** (2 Stars)
Lyric, Hammersmith - 21 October, 2013
David Harrower’s new production of Woyzeck playing at the Lyric, Hammersmith has you feeling delightfully uncomfortable from the off set. With a visceral opening representing the dog-eat-dog nature of Buchner’s social play, the company of nine quickly immerse you in the unrelenting nature of the play by viciously fighting over dog bowls! Crazy I know, however, this production certainly does not pull back its punches making a bold statement from the get go.
However, this “bold statement” seemed to be a hinderance rather than help as the production went on. Written in 1839, Woyzeck tells the tale of a soldier who works tirelessly to try and support his family whilst constantly being tormented by his superiors. Because of this, Woyzeck becomes more and more alienated as the play progresses, which leads him to destruction.
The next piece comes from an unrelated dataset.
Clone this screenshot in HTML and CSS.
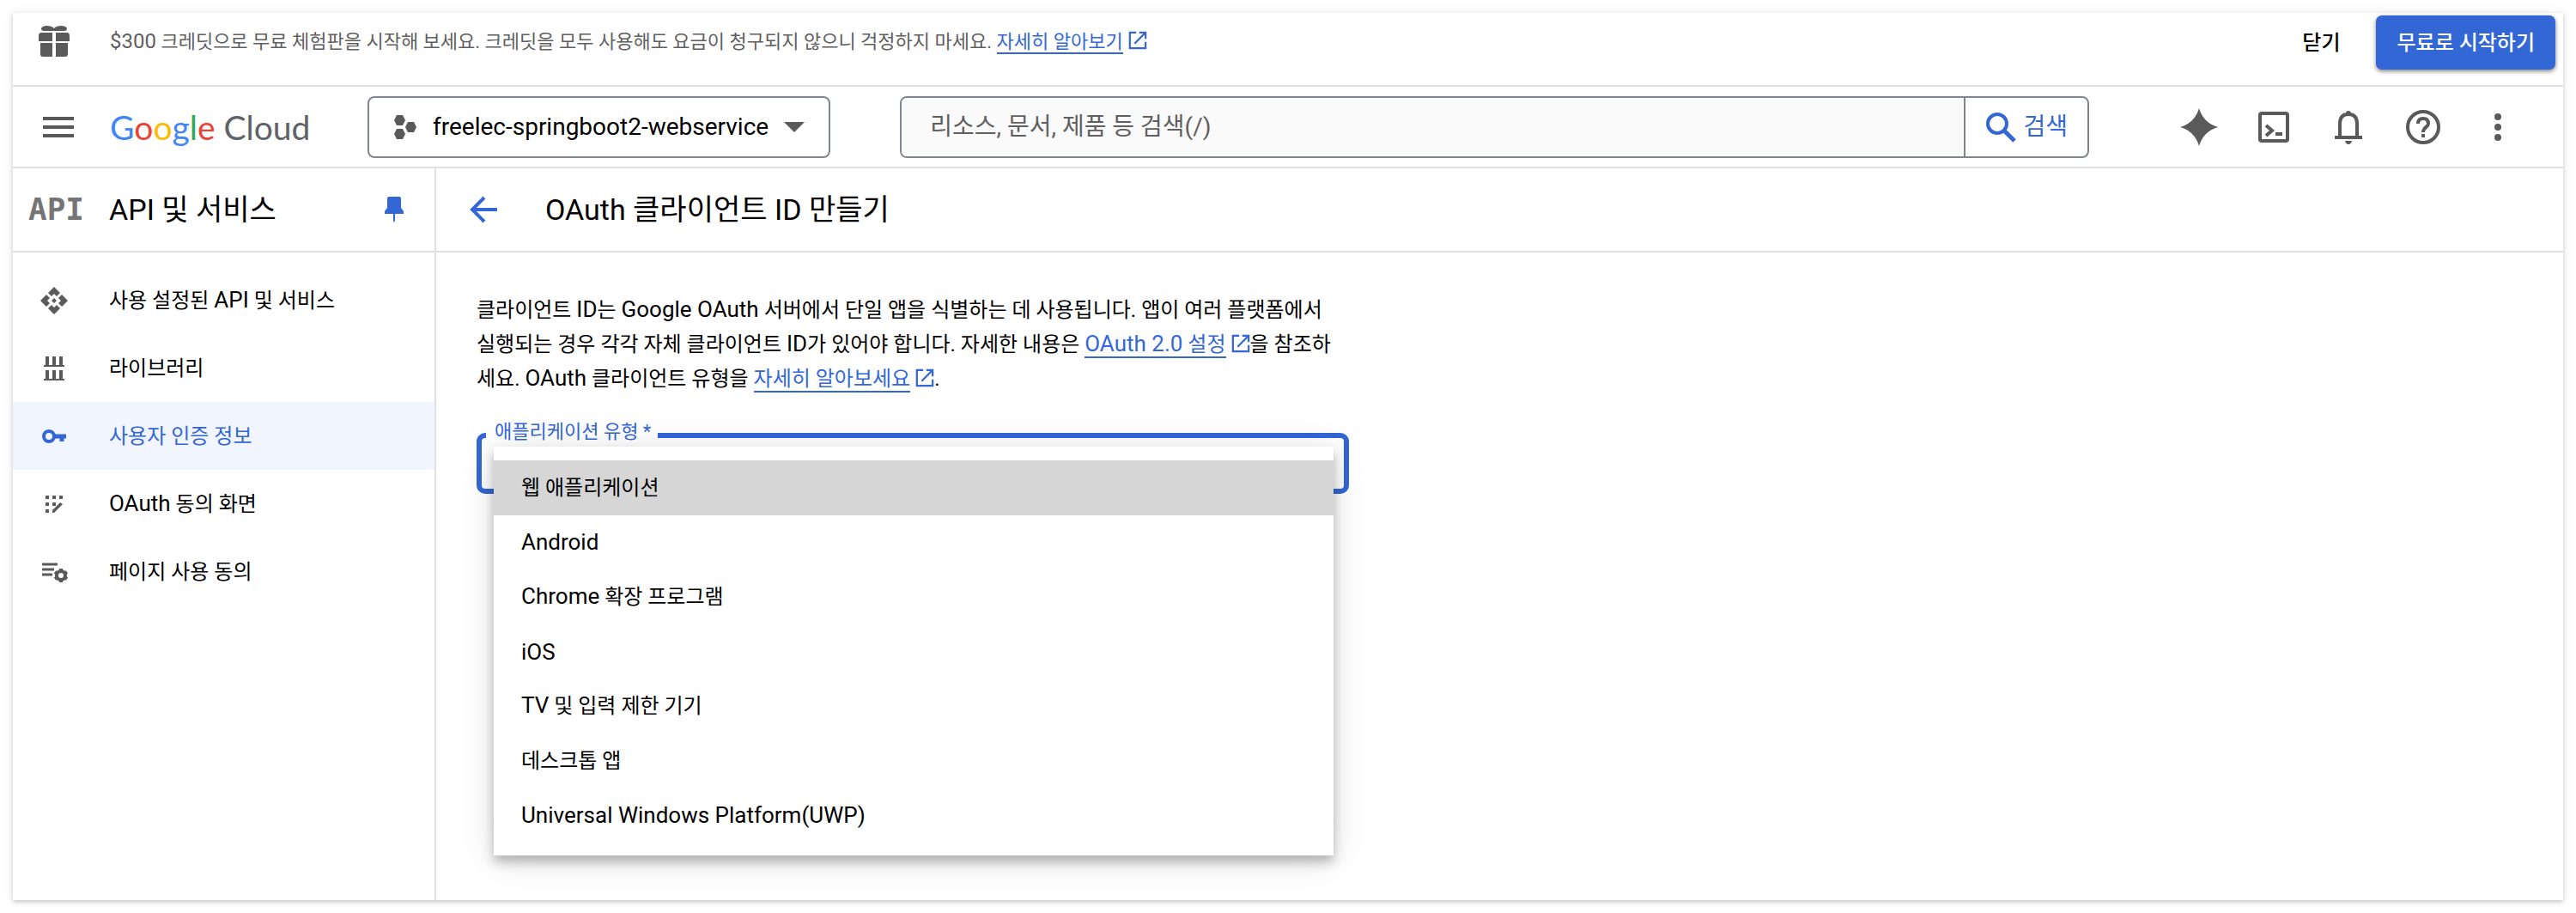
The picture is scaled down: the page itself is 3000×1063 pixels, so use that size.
FILE: index.html
```html
<!DOCTYPE html>
<html lang="ko">

<head>
    <meta charset="UTF-8">
    <meta name="viewport" content="width=device-width, initial-scale=1.0">
    <title>OAuth 클라이언트 ID 만들기</title>
    <link rel="stylesheet" href="styles.css">
</head>

<body>
    <!-- shared icon for external links -->
    <svg class="sprite" aria-hidden="true">
        <symbol id="external" viewBox="0 0 24 24">
            <path d="M10 2H2v20h20v-8M14 2h8v8M22 2L8 16" fill="none" stroke="currentColor" stroke-width="2.4" />
        </symbol>
    </svg>

    <div class="console">
        <div class="promo">
            <svg class="promo-icon" viewBox="0 0 36 36" fill="#5a5a5a" aria-hidden="true">
                <path d="M18 3c3-4 14-4 15 0 0 2-1 3-3 3H6C4 6 3 5 3 3 4-1 15-1 18 3zM3 8h13v10H0v-6q0-4 3-4zM20 8h13q3 0 3 4v6H20zM2 20h14v16H5q-3 0-3-3zM20 20h14v13q0 3-3 3H20z" />
            </svg>
            <p class="promo-text"><span class="latin">$300</span> 크레딧으로 무료 체험판을 시작해 보세요. 크레딧을 모두 사용해도 요금이 청구되지 않으니 걱정하지 마세요.
                <a class="link" href="#">자세히 알아보기</a><svg class="external" aria-hidden="true"><use href="#external" /></svg></p>
            <button class="text-button" type="button">닫기</button>
            <button class="primary-button" type="button">무료로 시작하기</button>
        </div>

        <header class="header">
            <button class="icon-button menu-button" type="button" aria-label="탐색 메뉴">
                <svg width="38" height="24" viewBox="0 0 38 24" aria-hidden="true">
                    <path d="M1 2h36M1 12h36M1 22h36" stroke="#5a5a5a" stroke-width="4" />
                </svg>
            </button>
            <a class="logo" href="#"><span class="blue">G</span><span class="red">o</span><span class="yellow">o</span><span class="blue">g</span><span class="green">l</span><span class="red">e</span> Cloud</a>
            <button class="project" type="button">
                <svg width="28" height="28" viewBox="0 0 28 28" fill="#5a5a5a" aria-hidden="true">
                    <path d="M4 0h7l3 6-3 6H4L1 6zM17 8h7l3 6-3 6h-7l-3-6zM4 16h7l3 6-3 6H4l-3-6z" />
                </svg>
                <span>freelec-springboot2-webservice</span>
                <svg width="24" height="12" viewBox="0 0 24 12" fill="#5a5a5a" aria-hidden="true">
                    <path d="M0 0h24L12 12z" />
                </svg>
            </button>
            <form class="search">
                <input class="search-input" type="search" aria-label="검색" placeholder="리소스, 문서, 제품 등 검색(/)">
                <button class="search-button" type="submit">
                    <svg width="36" height="36" viewBox="0 0 36 36" fill="none" stroke="#3367d6" stroke-width="4" aria-hidden="true">
                        <circle cx="14" cy="14" r="11" />
                        <path d="M22 22l12 12" stroke-width="5" />
                    </svg>
                    검색
                </button>
            </form>
            <div class="tools">
                <button class="icon-button" type="button" aria-label="Gemini">
                    <svg viewBox="0 0 44 44" fill="#5a5a5a" aria-hidden="true">
                        <path d="M22 0q5 17 22 22-17 5-22 22Q17 27 0 22q17-5 22-22z" />
                    </svg>
                </button>
                <button class="icon-button" type="button" aria-label="Cloud Shell">
                    <svg viewBox="0 0 44 44" fill="none" stroke="#5a5a5a" stroke-width="4" aria-hidden="true">
                        <rect x="6" y="6" width="32" height="32" rx="2" />
                        <path d="M13 20l7 6-7 6M24 30h8" />
                    </svg>
                </button>
                <button class="icon-button" type="button" aria-label="알림">
                    <svg viewBox="0 0 44 44" fill="none" stroke="#5a5a5a" stroke-width="4" aria-hidden="true">
                        <path d="M6 34h32M12 34V18q0-11 10-11t10 11v16" />
                        <path d="M19 8V6q0-3 3-3t3 3v2zM18 38h8q-1 4-4 4t-4-4z" fill="#5a5a5a" stroke="none" />
                    </svg>
                </button>
                <button class="icon-button" type="button" aria-label="도움말">
                    <svg viewBox="0 0 44 44" fill="none" stroke="#5a5a5a" stroke-width="4" aria-hidden="true">
                        <circle cx="22" cy="22" r="18" />
                        <path d="M16 18q0-6 6-6t6 6c0 4-6 4-6 10M22 30v4" />
                    </svg>
                </button>
                <button class="icon-button" type="button" aria-label="더보기">
                    <svg viewBox="0 0 44 44" fill="#5a5a5a" aria-hidden="true">
                        <circle cx="22" cy="10" r="4" />
                        <circle cx="22" cy="22" r="4" />
                        <circle cx="22" cy="34" r="4" />
                    </svg>
                </button>
            </div>
        </header>

        <div class="body">
            <aside class="sidebar">
                <div class="sidebar-head">
                    <span class="api-badge">API</span>
                    <h2>API 및 서비스</h2>
                    <button class="icon-button" type="button" aria-label="메뉴 고정">
                        <svg width="22" height="30" viewBox="0 0 22 30" fill="#3367d6" aria-hidden="true">
                            <path d="M5 0h12q2 0 2 2v11l3 4v3H12v8l-1 2-1-2v-8H0v-3l3-4V2q0-2 2-2z" />
                        </svg>
                    </button>
                </div>
                <nav class="nav">
                    <a class="nav-item" href="#">
                        <svg viewBox="0 0 32 32" fill="#5a5a5a" aria-hidden="true">
                            <path d="M16 0l7 7-4 4-3-3-3 3-4-4zM16 32l7-7-4-4-3 3-3-3-4 4zM0 16l7-7 4 4-3 3 3 3-4 4zM32 16l-7-7-4 4 3 3-3 3 4 4zM16 13l3 3-3 3-3-3z" />
                        </svg>
                        <span>사용 설정된 <span class="latin">API</span> 및 서비스</span>
                    </a>
                    <a class="nav-item" href="#">
                        <svg viewBox="0 0 32 32" fill="#5a5a5a" aria-hidden="true">
                            <path d="M6 2h4v10h4V2h4v10h4V2h4v10h2v2H4v-2h2zM6 18h4v10h4V18h4v10h4V18h4v10h2v2H4v-2h2z" />
                        </svg>
                        <span>라이브러리</span>
                    </a>
                    <a class="nav-item active" href="#">
                        <svg viewBox="0 0 32 32" fill="none" stroke="#3367d6" aria-hidden="true">
                            <circle cx="10" cy="16" r="6" stroke-width="4" />
                            <path d="M16 16h14M25 17v5" stroke-width="5" />
                        </svg>
                        <span>사용자 인증 정보</span>
                    </a>
                    <a class="nav-item" href="#">
                        <svg viewBox="0 0 32 32" fill="#5a5a5a" aria-hidden="true">
                            <path d="M6 6h4v4H6zM14 6h4v4h-4zM22 6h4v4h-4zM6 14h4v4H6zM14 14h4v4h-4zM6 22h4v4H6zM14 26v-3l9-9 3 2-10 10z" />
                        </svg>
                        <span><span class="latin">OAuth</span> 동의 화면</span>
                    </a>
                    <a class="nav-item" href="#">
                        <svg viewBox="0 0 32 32" fill="none" stroke="#5a5a5a" stroke-width="3" aria-hidden="true">
                            <path d="M2 7h18M2 13h14M2 19h12" />
                            <circle cx="24" cy="20" r="5" stroke-width="4" />
                            <path d="M24 12v3M24 25v3M17 16l3 2M28 22l3 2M17 24l3-2M28 18l3-2" stroke-width="4" />
                        </svg>
                        <span>페이지 사용 동의</span>
                    </a>
                </nav>
            </aside>

            <main class="main">
                <div class="main-head">
                    <button class="icon-button" type="button" aria-label="뒤로">
                        <svg width="32" height="32" viewBox="0 0 32 32" fill="none" stroke="#3367d6" stroke-width="4" aria-hidden="true">
                            <path d="M32 16H3M17 2L3 16l14 14" />
                        </svg>
                    </button>
                    <h1>OAuth 클라이언트 ID 만들기</h1>
                </div>
                <div class="content">
                    <p class="intro">클라이언트 <span class="latin">ID</span>는 <span class="latin">Google OAuth</span> 서버에서 단일 앱을 식별하는 데 사용됩니다. 앱이 여러 플랫폼에서<br>
                        실행되는 경우 각각 자체 클라이언트 <span class="latin">ID</span>가 있어야 합니다. 자세한 내용은 <a class="link" href="#"><span class="latin">OAuth 2.0</span> 설정</a><svg class="external" aria-hidden="true"><use href="#external" /></svg>을 참조하<br>세요.
                        <span class="latin">OAuth</span> 클라이언트 유형을 <a class="link" href="#">자세히 알아보세요</a><svg class="external" aria-hidden="true"><use href="#external" /></svg>.</p>
                    <div class="type-picker">
                        <fieldset class="field">
                            <legend><label for="app-type">애플리케이션 유형 *</label></legend>
                            <select id="app-type" required>
                                <option value=""></option>
                            </select>
                        </fieldset>
                        <ul class="options" role="listbox" aria-label="애플리케이션 유형">
                            <li class="option selected" role="option" aria-selected="true">웹 애플리케이션</li>
                            <li class="option latin" role="option">Android</li>
                            <li class="option" role="option"><span><span class="latin">Chrome</span> 확장 프로그램</span></li>
                            <li class="option latin" role="option">iOS</li>
                            <li class="option" role="option"><span><span class="latin">TV</span> 및 입력 제한 기기</span></li>
                            <li class="option" role="option">데스크톱 앱</li>
                            <li class="option latin" role="option">Universal Windows Platform(UWP)</li>
                        </ul>
                    </div>
                </div>
            </main>
        </div>
    </div>
</body>

</html>
```
FILE: styles.css
```css
* {
    box-sizing: border-box;
}

body {
    margin: 0;
    padding: 15px;
    background: #fefefe;
    color: #000;
    font-family: Roboto, "Noto Sans CJK KR", sans-serif;
    font-size: 24px;
    line-height: 40px;
}

h1,
h2,
p,
ul {
    margin: 0;
    padding: 0;
}

h1,
h2 {
    font-size: 34px;
    font-weight: 400;
}

a {
    color: inherit;
    text-decoration: none;
}

button,
input,
select {
    font: inherit;
    color: inherit;
}

button {
    padding: 0;
    border: none;
    background: none;
    cursor: pointer;
}

svg {
    flex: none;
}

.sprite {
    display: none;
}

/* latin letters run a little larger than the hangul beside them */
.latin {
    font-size: 26px;
    line-height: 1;
}

.console {
    display: flex;
    flex-direction: column;
    min-height: calc(100vh - 30px);
    background: #fff;
    box-shadow: 0 2px 5px rgba(0, 0, 0, 0.2), 0 0 12px rgba(0, 0, 0, 0.05);
}

.link {
    color: #3367d6;
    border-bottom: 2px solid #3367d6;
}

.external {
    width: 22px;
    height: 22px;
    margin-left: 6px;
    color: #3367d6;
    vertical-align: -2px;
}

/* free trial bar */
.promo {
    display: flex;
    align-items: flex-start;
    height: 86px;
    padding: 3px 9px 0 30px;
    border-bottom: 2px solid #e0e0e0;
}

.promo-icon {
    width: 36px;
    height: 36px;
    margin: 12px 47px 0 0;
}

.promo-text {
    flex: 1;
    margin-top: 11px;
    font-size: 22px;
    color: #5f5f5f;
}

.promo-text .latin {
    font-size: 24px;
}

.text-button,
.primary-button {
    height: 63px;
    font-weight: 500;
}

.text-button {
    margin-right: 42px;
}

.primary-button {
    padding: 0 24px;
    border-radius: 7px;
    background: #3367d6;
    color: #fff;
    box-shadow: 0 2px 5px rgba(0, 0, 0, 0.5);
}

/* header */
.header {
    display: flex;
    align-items: center;
    height: 95px;
    padding: 0 54px 0 34px;
    border-bottom: 2px solid #e0e0e0;
}

.icon-button {
    display: flex;
}

.logo {
    width: 300px;
    margin-left: 41px;
    font-family: Lato, sans-serif;
    font-size: 39px;
    color: #5f6368;
    white-space: nowrap;
}

.blue {
    color: #4285f4;
}

.red {
    color: #ea4335;
}

.yellow {
    color: #fbbc04;
}

.green {
    color: #34a853;
}

.project {
    display: flex;
    align-items: center;
    gap: 18px;
    height: 72px;
    padding: 0 28px;
    border: 2px solid #80868b;
    border-radius: 8px;
    font-size: 28px;
}

.search {
    display: flex;
    flex: 1;
    height: 72px;
    margin: 0 106px 0 81px;
    border: 2px solid #80868b;
    border-radius: 8px;
    overflow: hidden;
}

.search-input {
    flex: 1;
    padding: 0 33px;
    border: none;
    background: #fafafa;
    font-size: 28px;
}

.search-input::placeholder {
    color: #5f5f5f;
}

.search-button {
    display: flex;
    align-items: center;
    gap: 8px;
    padding: 0 23px;
    border-left: 2px solid #80868b;
    color: #3367d6;
    font-size: 28px;
}

.tools {
    display: flex;
    gap: 43px;
}

.tools svg {
    width: 44px;
    height: 44px;
}

/* sidebar */
.body {
    display: flex;
    flex: 1;
}

.sidebar {
    width: 493px;
    border-right: 2px solid #e0e0e0;
}

.sidebar-head,
.main-head {
    display: flex;
    align-items: center;
    height: 98px;
    border-bottom: 2px solid #e0e0e0;
}

.sidebar-head {
    padding: 0 36px 0 18px;
}

.sidebar-head h2 {
    flex: 1;
}

.api-badge {
    width: 94px;
    font-family: "DejaVu Sans Mono", monospace;
    font-size: 36px;
    font-weight: 700;
    color: #757575;
}

.nav {
    padding-top: 16px;
}

.nav-item {
    display: flex;
    align-items: center;
    gap: 48px;
    height: 79px;
    padding-left: 32px;
}

.nav-item svg {
    width: 32px;
    height: 32px;
}

.nav-item.active {
    background: #f0f5ff;
    color: #3367d6;
}

/* main column */
.main {
    flex: 1;
}

.main-head {
    gap: 56px;
    padding-left: 39px;
}

.content {
    max-width: 1063px;
    padding: 47px 0 0 47px;
}

.type-picker {
    position: relative;
    margin-top: 26px;
}

.field {
    margin: 0;
    padding: 0 5px;
    border: 6px solid #3367d6;
    border-radius: 10px;
}

.field legend {
    padding: 0 8px 8px 10px;
    font-size: 22px;
    line-height: 32px;
    color: #3367d6;
}

.field select {
    display: block;
    width: 100%;
    height: 42px;
    border: none;
    outline: none;
    background: none;
    appearance: none;
}

.options {
    position: absolute;
    top: 33px;
    left: 20px;
    right: 18px;
    display: flex;
    flex-direction: column;
    height: 476px;
    padding: 16px 0 15px;
    background: #fff;
    box-shadow: 0 8px 12px rgba(0, 0, 0, 0.25), 0 4px 40px rgba(0, 0, 0, 0.12);
    list-style: none;
}

.option {
    display: flex;
    flex: 1;
    align-items: center;
    padding: 0 32px;
}

.option.selected {
    background: #d6d6d6;
}
```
The empty nature of the minimalist set coupled with the auditorium being covered in clear plastic gives the feel of an abandoned theatre. Hyemi Shin’s stripped back set design, which uses a colour palate consisting of black and green, is cleverly juxtaposed against the grandeur of the Lyric. This reflects how Woyzeck, a lowly working class soldier, is surrounded by upper-class tormentors. This updated version of Buchner’s play used interesting sound effects throughout at main points, which were used to highlight Woyzeck's mental deterioration throughout the performance. For example, whenever Woyzeck seemed to be confused or he had reached a critical turning point in the story you would hear the faint sound of a helicopter. I felt that this became quite tedious at times as you were focussing on the mosquito like noise of the helicopter instead of the words Woyzeck was actually saying.
The play certainly pushes its actors to their limits, with stunts including aerial work and intensely physical movement scenes you can't help but appreciate the stamina of the cast as a whole. However I did find myself confused at points as I personally didn’t feel that the lead was or ever had been a soldier. Apart from the odd salute there was nothing else in his demeanor that indicated he served in the army. Furthermore, I feel as though the casting contradicted the context of the play. For example, the dynamic between the Drum Major and Woyzeck is that he makes him feel like less of a man. However, the Drum Major was played by a woman, and this was in fact highlighted as he groped her breasts which provoked laughter from the audience. As funny as this was this concept didn’t lend itself well to the clarity of the piece.
The play made some bold statements, especially from the beginning, but this didn’t seem to aid the actual storyline of the play. Woyzeck in itself is hard enough to understand without some sort of background knowledge, however at times it felt as though the production was being abstract and weird for the sake of it without aiding the development of the story - making it even harder for younger audiences to understand the characters journey.